Shipping - Article | 2-min. read
5 Best Practices for Managing Your Inventory
While strong sales are the backbone of a retail or ecommerce business, inventory management can mean the difference between success or failure. Mismanaging your inventory can lead to errors in stock levels, poor quality control and wasted storage space. These problems can quickly percolate and affect your shipping operations; they can slow picking and packing, even allow you to ship incorrect or damaged goods. Keep your business on track by implementing a few important practices.
Categorize Your Inventory
Bring order to your warehouse and add efficiency to your picking process by choosing a way to categorize your products. This will make it easier and faster for you to locate and pull items from your shelves. There are a few common systems companies use. One is called ABC, which groups products by their value, with A being the most valuable items and C being the least valuable. A numerical system takes a different approach by allotting numbers for product classes, individual products and their location in the storage facility.
Establish Minimum Stock Threshold Limits
The minimum stock threshold is the least amount of inventory you need on your shelves at all times. By determining your threshold limits, you can ensure you have safety stock ready to answer a sudden influx of sales. This allows you to meet demand and curb lengthy fulfillment times, which would only upset customers. Use this formula to calculate your limits:
Minimum stock threshold = (Average daily product sales/# working days in the month) x average product delivery time1
Please note: average product delivery time should be calculated in days.
Implement Frequent Quality Control Checks
Keeping an eye on your product quality can help prevent customer satisfaction issues and lower return rates. By keeping returns down, your company can maintain its margins. Do routine checks of your inventory to search for signs of damage. Look for discrepancies in prices and product descriptions; products sizes, colors and styles should be accurate. That way you catch any issues before they hit your customer’s front step.
Implement Stock Check Cycles
Cycle counting programs help you gauge the accuracy of your inventory levels by auditing a small sample of products on a routine basis. That way, you don’t need to spend time checking all your inventory all the time. Decide how often you’d like to do cycle counts. Some businesses take a periodic weekly or monthly approach, others do it at random throughout the year. Stay vigilant about your inventory counts to maintain stock visibility. Without accurate stock information, your customers could place orders that can’t be filled.

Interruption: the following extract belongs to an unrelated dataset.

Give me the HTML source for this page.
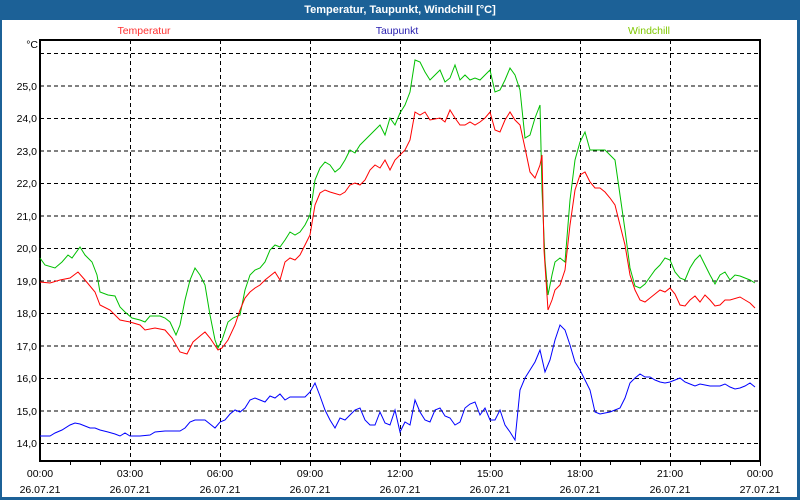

Liquidate Slow-Moving Stock
By doing routine checks of your inventory, you can stay abreast of product sell-through rates. Save your company dollars and storage space, by liquidating the products that aren’t moving off the shelves. Bring new products into the fold that share similar characteristics with your biggest sellers.
With a few simple steps, any size business can elevate its inventory process. By categorizing your inventory, deciding minimum threshold limits, keeping an eye on quality control and more, your business could see a wide range of positive effects. With a well-run management process, you could add efficiencies to your shipping operations, shorten fulfillment times, lower return rates, improve your customer service, and, of course, boost your bottom line.
1Rich Dale, “Calculating Your Minimum Stock Threshold,” Flowlens, Feb 8, 2016.